Concentration and conservatism are the two mantras that could best sum up their house view right now. Robertson himself believes up to 3/4 of all stocks in their investment universe are still too expensive.
"We're running a very concentrated strategy - and the portfolio is quite punchy," he admits.
So which stocks are the ones worth owning? Lazard believes you should look for companies and assets with in-built inflation protection.
"Three-quarters of the global infrastructure doesn't have in-built inflation protection attributes so you need to sort those that do," Robertson says.
"For those that do, there's some that have guaranteed inflation pass-through and those that have implicit pass-through. That distinction could be very important in this new environment."
Fixed-income investors can think of this as deciding between inflation-linked bonds or nominal bonds.

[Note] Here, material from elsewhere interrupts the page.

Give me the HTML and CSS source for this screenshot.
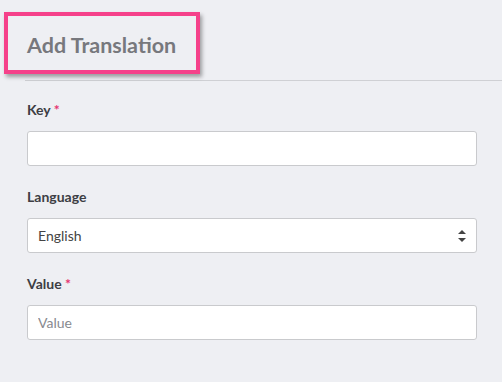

Robertson says you'll want to be positioned in the first group (he nominates toll roads, airports, and European utilities as examples) rather than the second group (e.g. US utilities).
In the Australian context, Hofflin is well known (even on this website) for his outsized bet on the ASX energy sector. As recently as two weeks ago, Hofflin told my colleague (and Rules of Investing host) David Thornton that Woodside (ASX: WDS) and Santos (ASX: STO) are still two of the Lazard Select Australian Equity Fund's top five holdings.
But he also admits it's the biggest risk.
"There is a cycle coming. If things turn out to be really bad in the US and China still has not reopened, it could be tough," Hofflin admits.